In modern applications (like neural networks) this adaptation of learning rate is implemented within advanced gradient descent algorithms like ADAM, which constantly track changes in mean and variance of the gradient.

Update. This second part of the answer concerns the secont version of the code.

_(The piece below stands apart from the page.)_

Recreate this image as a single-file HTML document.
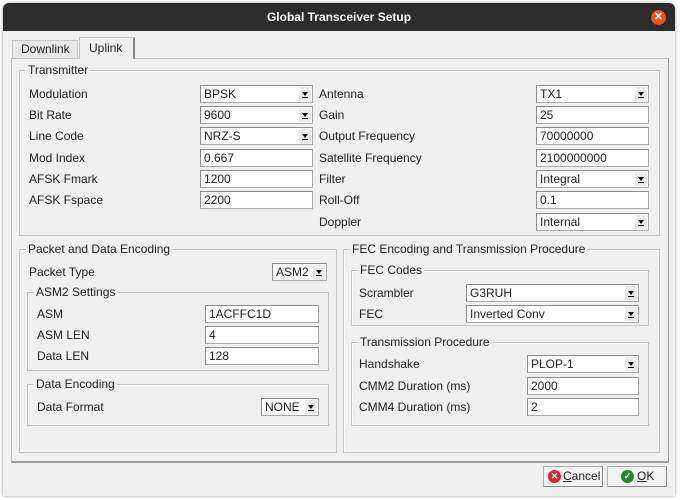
<!DOCTYPE html>
<html><head><style>
*{box-sizing:border-box;margin:0;padding:0}
body{width:680px;height:500px;background:#fff;font-family:"Liberation Sans",sans-serif;font-size:12px;color:#222;position:relative;overflow:hidden}
.win{position:absolute;left:3px;top:3px;width:672px;height:493px;background:#f0f0f0;border-radius:6px 6px 0 0;box-shadow:0 0 3px rgba(0,0,0,.4);overflow:hidden}
.tb{position:absolute;left:0;top:0;width:672px;height:28px;background:#2c2c2c;color:#fff;font-weight:bold;font-size:12px;text-align:center;line-height:28px}
.x{position:absolute;right:9px;top:7px;width:15px;height:15px;border-radius:50%;background:#e95420;color:#fff;font-size:11px;line-height:15px;text-align:center}
.a{position:absolute}
.l{position:absolute;line-height:14px;white-space:nowrap}
.g{position:absolute;border:1px solid #c4c4c4;box-shadow:inset 1px 1px 0 #fff}
.gt{position:absolute;background:#f0f0f0;padding:0 2px;line-height:12px;top:-7px;left:6px;white-space:nowrap}
.i{position:absolute;height:18px;background:#fff;border:1px solid #a8a8a8;border-top-color:#8c8c8c;border-left-color:#8c8c8c;padding-left:3px;line-height:16px;white-space:nowrap}
.c{position:absolute;height:18px;background:#fff;border:1px solid #a8a8a8;border-top-color:#8c8c8c;border-left-color:#8c8c8c;padding-left:3px;line-height:16px;white-space:nowrap}
.c::after{content:"";position:absolute;right:1px;top:1px;width:12px;height:14px;background:#ececec linear-gradient(#000,#000) no-repeat;}
.c i{position:absolute;right:4px;top:6px;width:0;height:0;border-left:3px solid transparent;border-right:3px solid transparent;border-top:4px solid #000;z-index:2}
.c b{position:absolute;right:4px;top:11px;width:6px;height:1px;background:#000;z-index:2}
.btn{position:absolute;height:21px;background:#f4f4f4;border:1px solid #b0b0b0;border-bottom-color:#8a8a8a;border-right-color:#8a8a8a;line-height:19px}
</style></head><body>
<div class="win">
<div class="tb">Global Transceiver Setup<div class="x">✕</div></div>
</div>
<style>.c::after{background:#ececec}</style>
<!-- tabs -->
<div class="a" style="left:12px;top:40px;width:66px;height:19px;border:1px solid #c8c8c8;border-bottom:none;background:#e8e8e8"></div>
<div class="l" style="left:21px;top:42px">Downlink</div>
<div class="a" style="left:79px;top:37px;width:56px;height:22px;border:1px solid #c4c4c4;border-bottom:none;border-right:2px solid #888;background:#f0f0f0;z-index:2"></div>
<div class="l" style="left:89px;top:41px;z-index:3">Uplink</div>
<div class="a" style="left:11px;top:58px;width:658px;height:405px;border:1px solid #c4c4c4;border-right-color:#999;border-bottom:2px solid #999"></div>

<!-- Transmitter -->
<div class="g" style="left:19px;top:70px;width:641px;height:166px"><div class="gt">Transmitter</div></div>
<div class="l" style="left:29px;top:87px">Modulation</div><div class="c" style="left:200px;top:85px;width:113px">BPSK<i></i><b></b></div>
<div class="l" style="left:29px;top:108px">Bit Rate</div><div class="c" style="left:200px;top:106px;width:113px">9600<i></i><b></b></div>
<div class="l" style="left:29px;top:129px">Line Code</div><div class="c" style="left:200px;top:127px;width:113px">NRZ-S<i></i><b></b></div>
<div class="l" style="left:29px;top:151px">Mod Index</div><div class="i" style="left:200px;top:149px;width:113px">0.667</div>
<div class="l" style="left:29px;top:172px">AFSK Fmark</div><div class="i" style="left:200px;top:170px;width:113px">1200</div>
<div class="l" style="left:29px;top:193px">AFSK Fspace</div><div class="i" style="left:200px;top:191px;width:113px">2200</div>

<div class="l" style="left:319px;top:87px">Antenna</div><div class="c" style="left:536px;top:85px;width:113px">TX1<i></i><b></b></div>
<div class="l" style="left:319px;top:108px">Gain</div><div class="i" style="left:536px;top:106px;width:113px">25</div>
<div class="l" style="left:319px;top:129px">Output Frequency</div><div class="i" style="left:536px;top:127px;width:113px">70000000</div>
<div class="l" style="left:319px;top:151px">Satellite Frequency</div><div class="i" style="left:536px;top:149px;width:113px">2100000000</div>
<div class="l" style="left:319px;top:172px">Filter</div><div class="c" style="left:536px;top:170px;width:113px">Integral<i></i><b></b></div>
<div class="l" style="left:319px;top:193px">Roll-Off</div><div class="i" style="left:536px;top:191px;width:113px">0.1</div>
<div class="l" style="left:319px;top:215px">Doppler</div><div class="c" style="left:536px;top:213px;width:113px">Internal<i></i><b></b></div>

<!-- Packet -->
<div class="g" style="left:19px;top:249px;width:318px;height:204px"><div class="gt">Packet and Data Encoding</div></div>
<div class="l" style="left:29px;top:265px">Packet Type</div><div class="c" style="left:272px;top:263px;width:55px">ASM2<i></i><b></b></div>
<div class="g" style="left:27px;top:292px;width:302px;height:79px"><div class="gt">ASM2 Settings</div></div>
<div class="l" style="left:37px;top:307px">ASM</div><div class="i" style="left:205px;top:305px;width:114px">1ACFFC1D</div>
<div class="l" style="left:37px;top:328px">ASM LEN</div><div class="i" style="left:205px;top:326px;width:114px">4</div>
<div class="l" style="left:37px;top:349px">Data LEN</div><div class="i" style="left:205px;top:347px;width:114px">128</div>
<div class="g" style="left:27px;top:384px;width:302px;height:42px"><div class="gt">Data Encoding</div></div>
<div class="l" style="left:37px;top:400px">Data Format</div><div class="c" style="left:261px;top:398px;width:58px">NONE<i></i><b></b></div>

<!-- FEC -->
<div class="g" style="left:343px;top:249px;width:317px;height:204px"><div class="gt">FEC Encoding and Transmission Procedure</div></div>
<div class="g" style="left:351px;top:270px;width:298px;height:56px"><div class="gt">FEC Codes</div></div>
<div class="l" style="left:359px;top:286px">Scrambler</div><div class="c" style="left:466px;top:284px;width:173px">G3RUH<i></i><b></b></div>
<div class="l" style="left:359px;top:307px">FEC</div><div class="c" style="left:466px;top:305px;width:173px">Inverted Conv<i></i><b></b></div>
<div class="g" style="left:351px;top:342px;width:298px;height:84px"><div class="gt">Transmission Procedure</div></div>
<div class="l" style="left:359px;top:357px">Handshake</div><div class="c" style="left:527px;top:355px;width:112px">PLOP-1<i></i><b></b></div>
<div class="l" style="left:359px;top:379px">CMM2 Duration (ms)</div><div class="i" style="left:527px;top:377px;width:112px">2000</div>
<div class="l" style="left:359px;top:400px">CMM4 Duration (ms)</div><div class="i" style="left:527px;top:398px;width:112px">2</div>

<!-- buttons -->
<div class="btn" style="left:543px;top:466px;width:60px"><span class="a" style="left:4px;top:3px;width:13px;height:13px;border-radius:50%;background:#d8232a;color:#fff;font-size:9px;line-height:13px;text-align:center;font-weight:bold">✕</span><span class="a" style="left:19px;top:0"><u>C</u>ancel</span></div>
<div class="btn" style="left:607px;top:466px;width:60px"><span class="a" style="left:13px;top:3px;width:13px;height:13px;border-radius:50%;background:#1e8a2e;color:#fff;font-size:9px;line-height:13px;text-align:center;font-weight:bold">✓</span><span class="a" style="left:29px;top:0"><u>O</u>K</span></div>
</body></html>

About ADAM. You got exploding vt because of the line vt=vt/(1-beta2**t). You should normalize only the value of vt used to calculate a gradient step, not the value that goes to the next iteration. Like here:

...
mt=beta1*mt_1+(1-beta1)*dj
vt=beta2*vt_1+(1-beta2)*dj**2
mt_temp=mt/(1-beta1**t)
vt_temp=vt/(1-beta2**t)
old_theta=self.theta
self.theta=self.theta-lr*mt_temp/(numpy.sqrt(vt_temp)+epsilon)
mt_1=mt
vt_1=vt
...

About instability. Both Nelder-Mead method and gradient descent depend on initial value of the parameters, that's the sad truth. You can try to improve convergence by making more iterations of GD and fading learning rate in a wiser way, or by decreasing optimization parameters like xatol and fatol for Nelder-Mead method.

However, even if you achieve perfect convergence (parameter values like [ 1.81818459 -1.81817712 -4.09093887] in your case), you have problems. Convergence can be roughly checked by the following code:

print(mysvm.costFunc(numpy.concatenate([mysvm.theta, [mysvm.b]]), mysvm.xdata, mysvm.ydata))
print(mysvm.costFunc(numpy.concatenate([mysvm.theta, [mysvm.b+1e-3]]), mysvm.xdata, mysvm.ydata))
print(mysvm.costFunc(numpy.concatenate([mysvm.theta, [mysvm.b-1e-3]]), mysvm.xdata, mysvm.ydata))
print(mysvm.costFunc(numpy.concatenate([mysvm.theta-1e-3, [mysvm.b]]), mysvm.xdata, mysvm.ydata))
print(mysvm.costFunc(numpy.concatenate([mysvm.theta+1e-3, [mysvm.b]]), mysvm.xdata, mysvm.ydata))

which results in

6.7323592305075515
6.7335116664996
6.733895813394582
6.745819882839341
6.741974212439457

Your cost increases if you change theta or the intercept in any direction - thus, the solution is optimal. But then solution of sklearn is not optimal (from the point of view of mysvm), because the code

print(mysvm.costFunc(numpy.concatenate([clf.coef_[0], clf.intercept_]), mysvm.xdata, mysvm.ydata))

prints 40.31527145374271! It means, you have reached a local minimum, but the sklearn's SVM has minimized something different.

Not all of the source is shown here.